Bankruptcy cases in Singapore at 5-year low amid Covid-19 relief measures

The number of those made bankrupt fell over 40% last year, but could rise as measures wind down.
The number of those made bankrupt fell over 40% last year, but could rise as measures wind down.PHOTO: ST FILE

SINGAPORE - Even as the Covid-19 pandemic ravages the economy, the number of people who were made bankrupt last year sank to the lowest in five years.

Bankruptcy orders tumbled more than 40 per cent to 965 from 1,645 in 2019. Figures from the Law Ministry's Insolvency Office website showed more than 1,600 bankruptcy orders were made annually between 2016 and 2018.

Experts said the drop in numbers could be due to the Covid-19 (Temporary Measures) Act and government support schemes which provided temporary relief for financially distressed individuals.

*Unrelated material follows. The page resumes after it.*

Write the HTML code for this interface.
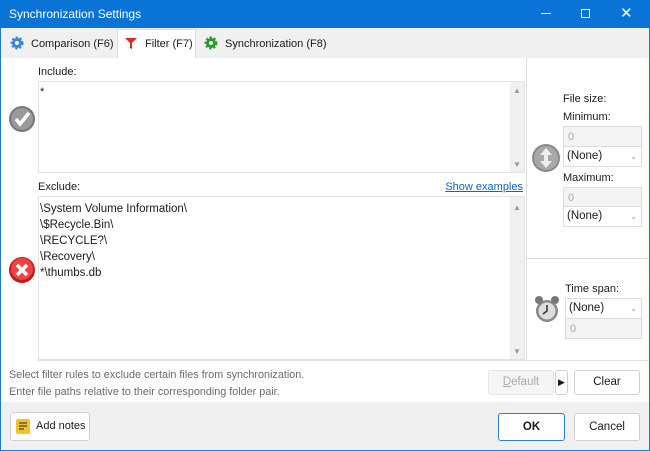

Lawyer Chia Boon Teck of Chia Wong Chambers said: "Pre-Covid-19, the law allows a debtor 21 days to pay up on a statutory demand. However, the Covid-19 (Temporary Measures) Act 2020 extends the 21 days to six months. This in effect puts a five-month moratorium on outstanding debts."

The Covid-19 law also raised the minimal debt from $15,000 to $60,000 so debtors owing less than $60,000 are not exposed to threats of bankruptcy, he added.

Last year, bankruptcy applications fell to 2,833 from 3,473 in 2019, reversing an upward trend since 2014.

"The twin measures probably account for the drastic drop in bankruptcy applications," said Mr Chia.

Maybank Kim Eng senior economist Chua Hak Bin said bankruptcies could have been far worse if not for the fiscal support and relief measures that also saw "the freezing of creditors' rights to commence legal action for default until late 2020".

Figures from the Insolvency Office website also showed corporate insolvency numbers fell, with 206 applications filed for winding up between January and November last year, down from 368 in the same period in 2019.

Said Dr Chua: "We expect the number of bankruptcies to increase in 2021 as the fiscal support and temporary relief measures are wound down."

He added that such measures can help only firms suffering from a temporary liquidity crunch, "but cannot save firms which are no longer viable in this new normal".

Among the high-profile bankruptcy proceedings last year was a bankruptcy bid filed against local hardware chain Home-Fix's founder Low Cheong Kee and his younger brother by paint manufacturer Nippon Paint (Singapore) over a debt of $500,000.

Political party Peoples Voice's leader Lim Tean also faced bankruptcy claims totalling about $1.45 million.

Mr Nelson Loh, who was behind an audacious bid to buy English Premier League football club Newcastle United last year, was adjudged a bankrupt by the Singapore High Court in December. He had failed to pay an outstanding debt of over $14 million to DBS Bank.

His cousin Terence Loh is also facing bankruptcy proceedings filed by Maybank over a $3 million debt.

George (not his real name), a 50-year-old bankrupt, said: "The government relief measures only helped to delay the proceedings. Financially distressed individuals would still be struggling to raise enough money to pay their debts amid the pandemic."

He said he filed for bankruptcy as he was unable to pay his debts of over $100,000 to various banks.

"Some people may think I had chosen the easy way out, but it's not. It was a difficult decision to make. Many companies will not hire me because I am a bankrupt. And I also can't manage a business or act as director of a company."

As at Dec 31, there were 10,269 undischarged bankrupts.

A bankrupt may try to have his bankruptcy status annulled after paying off all outstanding debts. He can also apply to the High Court to grant him a discharge or the court-assigned administrator may discharge him after at least three years of good conduct, provided his debts do not exceed $500,000 and his creditors do not object.